Define and give an example of switches connected for NAND circuit control logic.
- NAND logic is an extension of NOT logic in which two or more NC contacts are connected in parallel to control a load.
- Every NOT logic must be open (signal OFF) to stop the filling process based on the input of the float switches.
- An example of a NAND circuit is the courtesy light in an automobile. In an automobile, the courtesy lights are ON if the control signal (door switches) is OFF (normally closed). This circuit is different from a refrigerator door in that an automobile may have two or more door switches, any of which will turn on the courtesy lights.
Define and give an example of switches connected to develop memory control logic.
- Today, many of the industrial circuits require their control circuits to not only make logic decisions such as AND, OR, and NOT, but also be capable of storing, memorizing, or retaining the signal inputs to keep the load energized even after the signals are removed.
- A switch that controls house lights from only one location is an example of a memory circuit.
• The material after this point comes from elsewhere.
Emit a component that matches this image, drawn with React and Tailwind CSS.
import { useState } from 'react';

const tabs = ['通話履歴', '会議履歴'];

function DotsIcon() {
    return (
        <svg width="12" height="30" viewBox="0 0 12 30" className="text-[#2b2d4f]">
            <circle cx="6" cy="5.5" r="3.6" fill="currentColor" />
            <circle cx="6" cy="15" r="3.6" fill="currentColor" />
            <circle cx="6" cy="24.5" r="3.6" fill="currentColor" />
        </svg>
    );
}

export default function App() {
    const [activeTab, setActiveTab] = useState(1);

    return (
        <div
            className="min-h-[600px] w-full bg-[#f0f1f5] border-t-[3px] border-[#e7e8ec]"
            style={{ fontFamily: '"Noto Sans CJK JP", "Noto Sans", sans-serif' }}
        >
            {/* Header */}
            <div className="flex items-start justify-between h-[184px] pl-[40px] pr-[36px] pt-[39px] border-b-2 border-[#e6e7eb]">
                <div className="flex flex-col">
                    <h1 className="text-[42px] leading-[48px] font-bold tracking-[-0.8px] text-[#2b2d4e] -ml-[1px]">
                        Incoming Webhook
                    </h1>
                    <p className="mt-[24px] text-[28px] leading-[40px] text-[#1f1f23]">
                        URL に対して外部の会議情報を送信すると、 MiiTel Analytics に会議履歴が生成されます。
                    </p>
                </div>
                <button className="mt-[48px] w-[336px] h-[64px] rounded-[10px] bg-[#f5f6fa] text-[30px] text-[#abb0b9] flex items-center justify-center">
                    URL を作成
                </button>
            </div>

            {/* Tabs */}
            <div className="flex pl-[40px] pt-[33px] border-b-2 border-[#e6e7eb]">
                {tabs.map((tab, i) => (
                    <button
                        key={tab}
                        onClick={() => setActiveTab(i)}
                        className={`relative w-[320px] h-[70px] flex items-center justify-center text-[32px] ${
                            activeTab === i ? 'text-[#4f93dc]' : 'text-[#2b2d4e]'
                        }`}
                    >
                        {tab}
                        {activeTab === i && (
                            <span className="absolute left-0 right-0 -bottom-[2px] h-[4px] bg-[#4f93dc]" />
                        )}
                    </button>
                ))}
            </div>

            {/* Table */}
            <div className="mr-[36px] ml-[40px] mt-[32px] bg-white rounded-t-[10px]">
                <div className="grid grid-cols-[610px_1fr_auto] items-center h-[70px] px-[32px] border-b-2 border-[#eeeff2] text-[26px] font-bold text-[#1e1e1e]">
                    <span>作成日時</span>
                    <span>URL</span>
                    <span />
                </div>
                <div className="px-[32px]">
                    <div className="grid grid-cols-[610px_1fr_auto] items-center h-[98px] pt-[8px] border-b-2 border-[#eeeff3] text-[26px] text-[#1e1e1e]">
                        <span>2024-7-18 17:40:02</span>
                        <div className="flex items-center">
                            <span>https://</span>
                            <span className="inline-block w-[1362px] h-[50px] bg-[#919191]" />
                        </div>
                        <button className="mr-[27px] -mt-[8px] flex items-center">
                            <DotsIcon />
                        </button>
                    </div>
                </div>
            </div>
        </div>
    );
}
Memory circuits are also known as holding or sealing circuits. When the memory circuit is on, it remains on until it is turned off, and remains off until it is turned on.
- In industrial control circuits, it is more common to find pushbuttons with return spring contacts (momentary contacts) than those that mechanically stay held in one position (maintained contacts). Auxiliary contacts are added to provide memory to circuits with pushbuttons.
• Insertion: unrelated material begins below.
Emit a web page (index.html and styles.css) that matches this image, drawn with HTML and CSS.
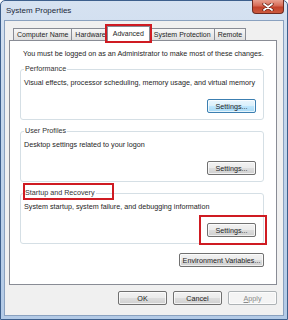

List the four most common gates used in digital electronics.
- An AND gate is a device with an output that is high only when both of its inputs are high.
- An OR gate is a device with an output that is high when either or both inputs are high.
- A NAND gate is a device that provides a low output when both inputs are high. A NAND (NOT-AND) gate is an inverted AND function.
- A NOR gate is a device that provides a low output when either or both inputs are high. A NOR (NOT-OR) gate is the same as an inverted OR function.